__Exercise directions__
Bring together all lines of the material below that contain the string "components".
━━━━━ Source excerpt
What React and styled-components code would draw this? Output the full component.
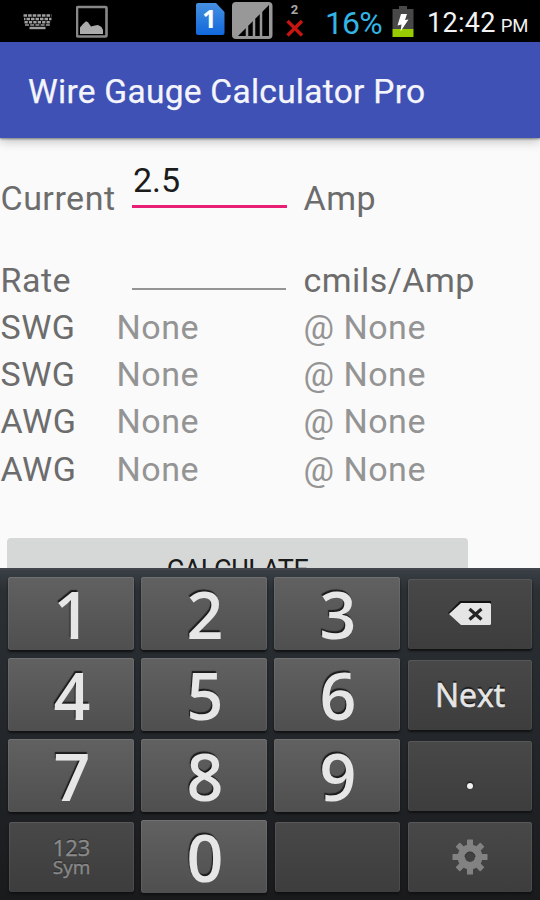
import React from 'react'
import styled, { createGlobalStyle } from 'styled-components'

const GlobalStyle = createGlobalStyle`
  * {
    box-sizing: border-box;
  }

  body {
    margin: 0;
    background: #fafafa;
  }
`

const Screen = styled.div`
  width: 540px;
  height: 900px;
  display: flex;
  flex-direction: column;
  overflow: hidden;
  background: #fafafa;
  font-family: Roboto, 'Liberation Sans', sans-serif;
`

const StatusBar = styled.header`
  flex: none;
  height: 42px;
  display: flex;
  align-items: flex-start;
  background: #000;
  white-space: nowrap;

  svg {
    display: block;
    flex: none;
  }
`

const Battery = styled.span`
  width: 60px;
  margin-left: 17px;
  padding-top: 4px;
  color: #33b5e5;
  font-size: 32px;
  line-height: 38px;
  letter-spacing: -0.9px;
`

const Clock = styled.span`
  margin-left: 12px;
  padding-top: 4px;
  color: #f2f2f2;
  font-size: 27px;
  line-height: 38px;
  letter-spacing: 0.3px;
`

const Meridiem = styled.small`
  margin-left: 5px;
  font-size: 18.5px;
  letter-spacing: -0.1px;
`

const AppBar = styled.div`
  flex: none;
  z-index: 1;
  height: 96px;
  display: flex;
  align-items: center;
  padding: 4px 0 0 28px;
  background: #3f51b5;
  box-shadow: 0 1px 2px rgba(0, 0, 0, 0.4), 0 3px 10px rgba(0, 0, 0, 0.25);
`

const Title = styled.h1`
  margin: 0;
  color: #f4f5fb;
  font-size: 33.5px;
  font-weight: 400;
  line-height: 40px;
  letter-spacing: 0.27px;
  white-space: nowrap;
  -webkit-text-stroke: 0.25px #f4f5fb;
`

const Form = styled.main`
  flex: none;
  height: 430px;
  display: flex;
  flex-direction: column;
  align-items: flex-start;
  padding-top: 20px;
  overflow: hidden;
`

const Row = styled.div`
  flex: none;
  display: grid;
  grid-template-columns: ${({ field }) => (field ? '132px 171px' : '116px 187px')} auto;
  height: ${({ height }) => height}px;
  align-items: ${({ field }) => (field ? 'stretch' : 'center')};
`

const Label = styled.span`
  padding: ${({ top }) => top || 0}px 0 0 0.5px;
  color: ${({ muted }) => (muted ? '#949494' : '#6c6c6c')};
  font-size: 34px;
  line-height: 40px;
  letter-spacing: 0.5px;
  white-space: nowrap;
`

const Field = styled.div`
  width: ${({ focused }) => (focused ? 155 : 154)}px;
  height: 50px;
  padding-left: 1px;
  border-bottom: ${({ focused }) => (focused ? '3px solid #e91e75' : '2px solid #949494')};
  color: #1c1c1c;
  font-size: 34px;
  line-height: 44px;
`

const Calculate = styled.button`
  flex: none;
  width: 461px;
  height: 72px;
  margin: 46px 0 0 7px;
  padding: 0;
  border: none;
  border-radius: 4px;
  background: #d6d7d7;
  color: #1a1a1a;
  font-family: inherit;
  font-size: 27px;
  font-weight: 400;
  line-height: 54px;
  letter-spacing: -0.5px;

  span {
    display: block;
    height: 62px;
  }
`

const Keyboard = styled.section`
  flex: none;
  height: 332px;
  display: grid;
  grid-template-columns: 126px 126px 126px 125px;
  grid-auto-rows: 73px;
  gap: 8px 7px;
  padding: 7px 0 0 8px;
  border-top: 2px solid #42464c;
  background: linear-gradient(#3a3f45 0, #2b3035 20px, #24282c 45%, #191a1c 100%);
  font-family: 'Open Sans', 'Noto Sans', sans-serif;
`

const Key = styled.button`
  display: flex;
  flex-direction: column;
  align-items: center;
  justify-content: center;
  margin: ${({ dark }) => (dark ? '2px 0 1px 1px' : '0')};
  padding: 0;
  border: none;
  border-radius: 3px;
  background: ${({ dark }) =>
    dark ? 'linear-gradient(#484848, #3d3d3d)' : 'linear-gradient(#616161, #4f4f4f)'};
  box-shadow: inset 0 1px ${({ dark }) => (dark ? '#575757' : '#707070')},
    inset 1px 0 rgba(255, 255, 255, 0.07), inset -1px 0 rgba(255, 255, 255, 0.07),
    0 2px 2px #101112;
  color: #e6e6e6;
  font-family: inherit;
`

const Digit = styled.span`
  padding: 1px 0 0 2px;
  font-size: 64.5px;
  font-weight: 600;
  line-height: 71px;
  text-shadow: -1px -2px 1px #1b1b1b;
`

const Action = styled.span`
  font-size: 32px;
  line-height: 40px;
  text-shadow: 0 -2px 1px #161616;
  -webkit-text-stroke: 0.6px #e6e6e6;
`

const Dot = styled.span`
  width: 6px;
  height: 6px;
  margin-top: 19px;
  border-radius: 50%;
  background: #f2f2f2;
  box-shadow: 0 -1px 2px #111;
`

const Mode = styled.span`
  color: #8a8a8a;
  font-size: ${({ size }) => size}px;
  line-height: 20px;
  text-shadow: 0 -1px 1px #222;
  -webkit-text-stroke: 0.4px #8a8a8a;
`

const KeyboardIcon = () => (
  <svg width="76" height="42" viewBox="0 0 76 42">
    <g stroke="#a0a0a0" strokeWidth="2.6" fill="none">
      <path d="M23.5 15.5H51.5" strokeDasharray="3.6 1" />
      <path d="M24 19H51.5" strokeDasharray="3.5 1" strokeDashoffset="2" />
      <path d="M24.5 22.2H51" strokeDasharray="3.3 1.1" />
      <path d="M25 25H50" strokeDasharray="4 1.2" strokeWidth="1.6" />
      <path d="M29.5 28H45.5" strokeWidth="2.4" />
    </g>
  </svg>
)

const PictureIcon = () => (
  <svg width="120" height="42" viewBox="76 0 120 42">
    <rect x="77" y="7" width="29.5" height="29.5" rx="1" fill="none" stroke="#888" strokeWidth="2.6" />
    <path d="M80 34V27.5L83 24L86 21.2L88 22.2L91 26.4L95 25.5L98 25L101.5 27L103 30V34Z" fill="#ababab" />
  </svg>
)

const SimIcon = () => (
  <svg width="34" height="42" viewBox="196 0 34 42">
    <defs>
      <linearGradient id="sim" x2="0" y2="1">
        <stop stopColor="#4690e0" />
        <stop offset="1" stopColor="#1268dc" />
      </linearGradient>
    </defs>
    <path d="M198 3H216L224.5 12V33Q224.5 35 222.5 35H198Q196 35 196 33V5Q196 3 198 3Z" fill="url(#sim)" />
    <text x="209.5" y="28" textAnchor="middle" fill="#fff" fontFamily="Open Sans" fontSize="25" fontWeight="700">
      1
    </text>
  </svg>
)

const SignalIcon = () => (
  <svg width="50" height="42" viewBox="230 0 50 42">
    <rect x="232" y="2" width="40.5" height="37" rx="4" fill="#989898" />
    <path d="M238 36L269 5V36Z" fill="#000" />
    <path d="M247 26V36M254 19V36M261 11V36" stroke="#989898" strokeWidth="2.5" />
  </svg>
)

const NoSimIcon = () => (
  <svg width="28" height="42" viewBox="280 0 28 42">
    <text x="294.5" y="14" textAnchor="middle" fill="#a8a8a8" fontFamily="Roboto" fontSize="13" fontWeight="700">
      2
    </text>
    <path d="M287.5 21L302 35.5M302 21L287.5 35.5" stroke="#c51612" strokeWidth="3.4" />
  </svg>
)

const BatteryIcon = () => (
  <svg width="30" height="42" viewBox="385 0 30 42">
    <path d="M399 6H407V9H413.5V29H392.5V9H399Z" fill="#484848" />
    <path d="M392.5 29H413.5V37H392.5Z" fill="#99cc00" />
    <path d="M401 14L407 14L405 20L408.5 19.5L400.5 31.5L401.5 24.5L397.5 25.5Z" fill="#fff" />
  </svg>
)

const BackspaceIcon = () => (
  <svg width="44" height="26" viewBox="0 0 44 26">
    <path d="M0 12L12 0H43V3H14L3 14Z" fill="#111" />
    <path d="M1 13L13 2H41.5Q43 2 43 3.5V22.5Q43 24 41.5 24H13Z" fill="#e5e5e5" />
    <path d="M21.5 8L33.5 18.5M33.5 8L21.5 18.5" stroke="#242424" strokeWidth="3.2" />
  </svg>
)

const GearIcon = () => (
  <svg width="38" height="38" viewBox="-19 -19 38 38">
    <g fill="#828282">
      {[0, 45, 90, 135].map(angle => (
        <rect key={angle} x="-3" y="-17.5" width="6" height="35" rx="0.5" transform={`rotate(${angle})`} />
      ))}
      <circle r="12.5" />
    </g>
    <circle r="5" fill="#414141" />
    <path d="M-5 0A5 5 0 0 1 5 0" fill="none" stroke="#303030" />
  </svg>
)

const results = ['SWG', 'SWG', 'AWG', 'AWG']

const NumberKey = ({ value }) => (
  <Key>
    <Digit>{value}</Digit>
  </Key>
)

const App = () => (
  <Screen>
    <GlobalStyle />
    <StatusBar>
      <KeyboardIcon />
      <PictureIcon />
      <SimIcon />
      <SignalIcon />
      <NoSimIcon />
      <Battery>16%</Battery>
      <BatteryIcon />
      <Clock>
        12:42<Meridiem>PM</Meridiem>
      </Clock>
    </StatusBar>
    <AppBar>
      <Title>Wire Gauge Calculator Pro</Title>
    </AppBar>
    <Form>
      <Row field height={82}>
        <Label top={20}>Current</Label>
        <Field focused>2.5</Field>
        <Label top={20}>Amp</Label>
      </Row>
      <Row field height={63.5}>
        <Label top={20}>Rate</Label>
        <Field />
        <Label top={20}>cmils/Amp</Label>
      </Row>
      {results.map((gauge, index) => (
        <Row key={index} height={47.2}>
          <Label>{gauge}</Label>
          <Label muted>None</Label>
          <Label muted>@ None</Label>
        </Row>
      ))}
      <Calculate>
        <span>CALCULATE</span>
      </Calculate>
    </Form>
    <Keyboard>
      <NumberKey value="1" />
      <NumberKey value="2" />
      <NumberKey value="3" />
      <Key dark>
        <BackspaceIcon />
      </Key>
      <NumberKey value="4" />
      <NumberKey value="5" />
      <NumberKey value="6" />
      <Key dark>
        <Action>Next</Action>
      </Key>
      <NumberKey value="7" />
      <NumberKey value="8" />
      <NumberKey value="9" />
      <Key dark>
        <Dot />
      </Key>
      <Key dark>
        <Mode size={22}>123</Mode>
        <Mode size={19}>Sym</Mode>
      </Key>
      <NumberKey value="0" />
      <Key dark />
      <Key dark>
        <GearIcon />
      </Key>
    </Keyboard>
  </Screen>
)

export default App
━━━━━━━━━━
__The result__
What React and styled-components code would draw this? Output the full component.
import styled, { createGlobalStyle } from 'styled-components'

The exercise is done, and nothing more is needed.